SET EXERCISE → Find out how many lines of the material contain the string "components" and give only that figure.

-- start --

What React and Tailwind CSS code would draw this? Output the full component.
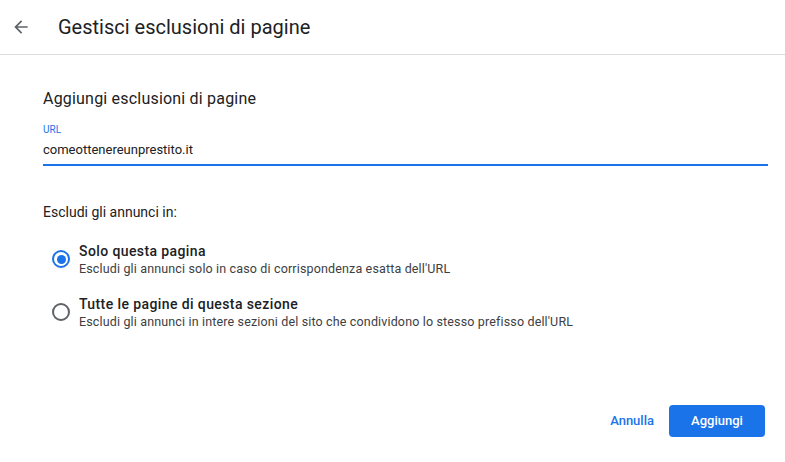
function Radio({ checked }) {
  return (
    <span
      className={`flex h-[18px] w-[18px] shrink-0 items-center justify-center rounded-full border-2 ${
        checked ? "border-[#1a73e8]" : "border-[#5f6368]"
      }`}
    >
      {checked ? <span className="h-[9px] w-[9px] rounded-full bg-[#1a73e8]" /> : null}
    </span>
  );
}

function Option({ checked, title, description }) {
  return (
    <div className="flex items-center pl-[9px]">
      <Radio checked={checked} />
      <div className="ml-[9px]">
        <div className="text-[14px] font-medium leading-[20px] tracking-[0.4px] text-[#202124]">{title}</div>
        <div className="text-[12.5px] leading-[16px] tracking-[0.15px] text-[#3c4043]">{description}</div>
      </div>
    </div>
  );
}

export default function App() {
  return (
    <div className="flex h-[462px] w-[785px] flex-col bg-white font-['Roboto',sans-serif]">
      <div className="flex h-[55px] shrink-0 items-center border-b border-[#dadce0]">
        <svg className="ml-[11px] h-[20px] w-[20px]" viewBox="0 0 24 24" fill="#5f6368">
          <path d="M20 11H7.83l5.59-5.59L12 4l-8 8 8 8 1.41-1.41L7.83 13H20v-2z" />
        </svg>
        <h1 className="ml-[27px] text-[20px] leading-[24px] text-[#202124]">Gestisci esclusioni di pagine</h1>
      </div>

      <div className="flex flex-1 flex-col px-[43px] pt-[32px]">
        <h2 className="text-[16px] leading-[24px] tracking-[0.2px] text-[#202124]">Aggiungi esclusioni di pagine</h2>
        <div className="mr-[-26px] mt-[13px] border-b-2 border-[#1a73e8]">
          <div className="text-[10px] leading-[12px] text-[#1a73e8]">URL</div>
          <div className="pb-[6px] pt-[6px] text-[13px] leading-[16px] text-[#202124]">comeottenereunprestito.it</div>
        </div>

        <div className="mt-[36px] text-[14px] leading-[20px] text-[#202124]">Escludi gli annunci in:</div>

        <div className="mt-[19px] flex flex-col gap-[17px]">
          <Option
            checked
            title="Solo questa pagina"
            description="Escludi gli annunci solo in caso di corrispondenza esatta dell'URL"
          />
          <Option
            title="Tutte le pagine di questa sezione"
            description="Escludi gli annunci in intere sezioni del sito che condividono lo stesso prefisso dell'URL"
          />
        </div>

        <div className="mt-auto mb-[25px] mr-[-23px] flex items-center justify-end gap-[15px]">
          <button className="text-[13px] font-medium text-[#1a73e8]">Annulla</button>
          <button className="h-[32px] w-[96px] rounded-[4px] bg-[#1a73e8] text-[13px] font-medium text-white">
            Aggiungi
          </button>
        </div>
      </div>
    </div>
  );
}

-- end --
-- start --

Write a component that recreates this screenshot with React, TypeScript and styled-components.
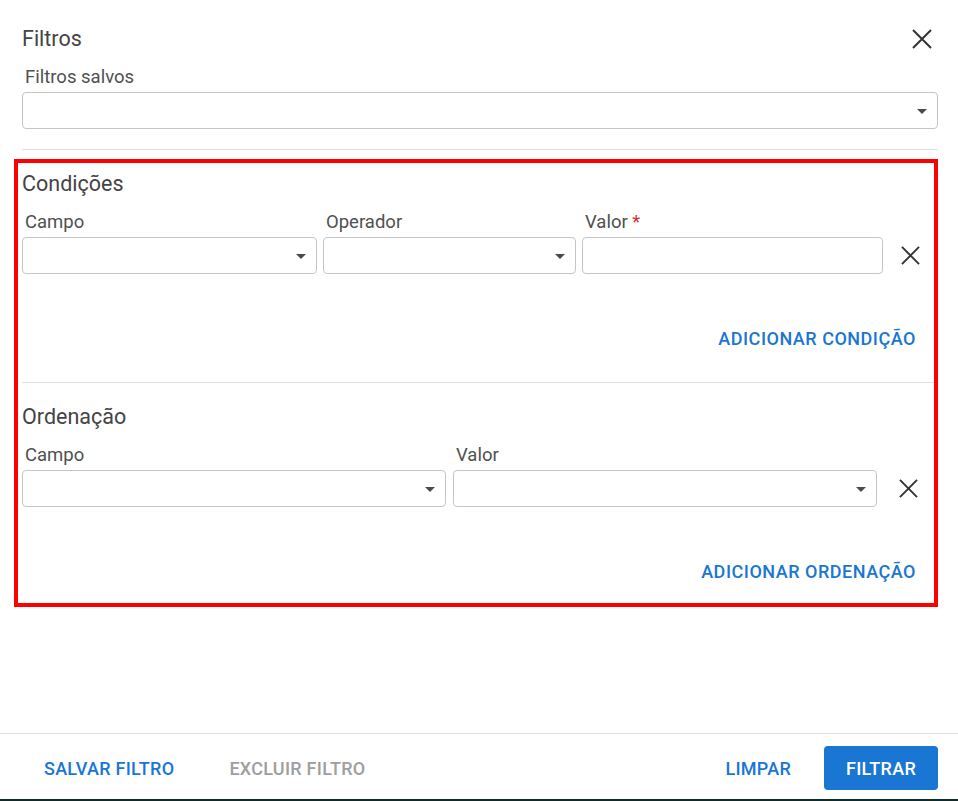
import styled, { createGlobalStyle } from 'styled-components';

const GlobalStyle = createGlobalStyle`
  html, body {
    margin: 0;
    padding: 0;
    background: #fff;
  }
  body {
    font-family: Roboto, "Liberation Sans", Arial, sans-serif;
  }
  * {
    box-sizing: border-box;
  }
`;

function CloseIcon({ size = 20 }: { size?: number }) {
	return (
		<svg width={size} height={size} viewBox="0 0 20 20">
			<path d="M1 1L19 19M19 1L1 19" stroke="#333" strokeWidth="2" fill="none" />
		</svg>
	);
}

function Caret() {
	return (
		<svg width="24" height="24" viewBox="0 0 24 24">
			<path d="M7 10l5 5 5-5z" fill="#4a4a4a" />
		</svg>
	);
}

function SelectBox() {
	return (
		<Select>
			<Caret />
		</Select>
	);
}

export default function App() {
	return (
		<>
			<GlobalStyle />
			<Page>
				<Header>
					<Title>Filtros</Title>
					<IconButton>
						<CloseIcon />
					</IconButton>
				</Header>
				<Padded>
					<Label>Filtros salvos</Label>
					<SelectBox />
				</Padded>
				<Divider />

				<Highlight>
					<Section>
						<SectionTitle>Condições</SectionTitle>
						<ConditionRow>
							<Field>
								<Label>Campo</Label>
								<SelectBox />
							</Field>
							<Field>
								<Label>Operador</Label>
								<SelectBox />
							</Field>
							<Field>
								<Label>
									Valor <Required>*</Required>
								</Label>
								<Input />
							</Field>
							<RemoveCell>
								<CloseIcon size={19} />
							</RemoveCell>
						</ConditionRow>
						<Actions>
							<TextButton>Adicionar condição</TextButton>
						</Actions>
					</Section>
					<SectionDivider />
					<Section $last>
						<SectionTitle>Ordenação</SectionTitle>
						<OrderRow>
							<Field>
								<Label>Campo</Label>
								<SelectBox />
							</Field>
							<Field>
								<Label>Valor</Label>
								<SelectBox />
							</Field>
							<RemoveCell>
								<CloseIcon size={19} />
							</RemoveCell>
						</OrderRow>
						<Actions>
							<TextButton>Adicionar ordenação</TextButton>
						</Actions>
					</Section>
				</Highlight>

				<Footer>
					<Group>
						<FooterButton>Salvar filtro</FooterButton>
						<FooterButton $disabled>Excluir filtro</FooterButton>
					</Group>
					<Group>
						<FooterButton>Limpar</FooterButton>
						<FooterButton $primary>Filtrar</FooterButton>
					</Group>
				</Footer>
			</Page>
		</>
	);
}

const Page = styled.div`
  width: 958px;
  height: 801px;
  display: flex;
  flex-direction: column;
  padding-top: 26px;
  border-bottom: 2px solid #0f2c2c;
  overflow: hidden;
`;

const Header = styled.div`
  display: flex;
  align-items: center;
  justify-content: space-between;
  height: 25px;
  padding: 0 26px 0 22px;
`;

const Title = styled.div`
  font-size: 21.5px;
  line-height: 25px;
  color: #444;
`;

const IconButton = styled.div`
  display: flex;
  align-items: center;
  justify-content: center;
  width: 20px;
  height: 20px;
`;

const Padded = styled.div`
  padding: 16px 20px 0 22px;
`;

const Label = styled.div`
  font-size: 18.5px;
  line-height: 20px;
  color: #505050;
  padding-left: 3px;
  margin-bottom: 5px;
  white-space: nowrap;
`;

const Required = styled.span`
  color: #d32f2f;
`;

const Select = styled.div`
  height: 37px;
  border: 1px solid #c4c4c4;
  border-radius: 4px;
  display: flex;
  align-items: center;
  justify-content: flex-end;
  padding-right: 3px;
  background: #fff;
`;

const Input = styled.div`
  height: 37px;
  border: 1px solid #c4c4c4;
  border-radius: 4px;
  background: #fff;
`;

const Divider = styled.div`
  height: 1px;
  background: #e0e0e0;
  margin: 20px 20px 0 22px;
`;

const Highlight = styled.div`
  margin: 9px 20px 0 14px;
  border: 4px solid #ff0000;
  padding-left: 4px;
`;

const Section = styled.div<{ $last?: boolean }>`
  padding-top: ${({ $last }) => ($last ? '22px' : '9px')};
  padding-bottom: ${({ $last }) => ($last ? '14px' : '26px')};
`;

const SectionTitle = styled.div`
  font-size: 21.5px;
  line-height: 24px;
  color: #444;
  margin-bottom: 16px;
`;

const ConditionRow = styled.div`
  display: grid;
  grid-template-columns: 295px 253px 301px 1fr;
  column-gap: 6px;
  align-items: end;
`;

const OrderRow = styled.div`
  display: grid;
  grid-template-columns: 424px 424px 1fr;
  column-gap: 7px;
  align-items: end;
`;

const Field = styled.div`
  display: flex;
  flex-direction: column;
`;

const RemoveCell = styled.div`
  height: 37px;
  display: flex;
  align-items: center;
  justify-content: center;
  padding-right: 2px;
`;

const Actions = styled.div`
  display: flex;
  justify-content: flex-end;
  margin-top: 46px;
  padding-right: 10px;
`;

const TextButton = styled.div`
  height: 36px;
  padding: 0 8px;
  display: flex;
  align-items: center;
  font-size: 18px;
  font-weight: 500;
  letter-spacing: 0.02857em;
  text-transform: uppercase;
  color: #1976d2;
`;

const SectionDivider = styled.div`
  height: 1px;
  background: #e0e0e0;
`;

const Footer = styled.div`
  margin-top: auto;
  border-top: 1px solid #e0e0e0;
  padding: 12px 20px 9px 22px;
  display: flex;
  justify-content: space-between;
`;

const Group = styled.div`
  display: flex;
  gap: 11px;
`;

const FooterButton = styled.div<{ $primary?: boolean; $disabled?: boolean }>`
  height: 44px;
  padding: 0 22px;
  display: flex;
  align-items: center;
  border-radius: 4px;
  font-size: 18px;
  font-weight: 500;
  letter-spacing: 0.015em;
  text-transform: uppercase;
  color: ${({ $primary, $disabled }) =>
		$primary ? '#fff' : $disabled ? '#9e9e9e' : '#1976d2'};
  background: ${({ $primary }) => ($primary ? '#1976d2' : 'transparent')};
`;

-- end --

OUTPUT OF THE EXERCISE → 2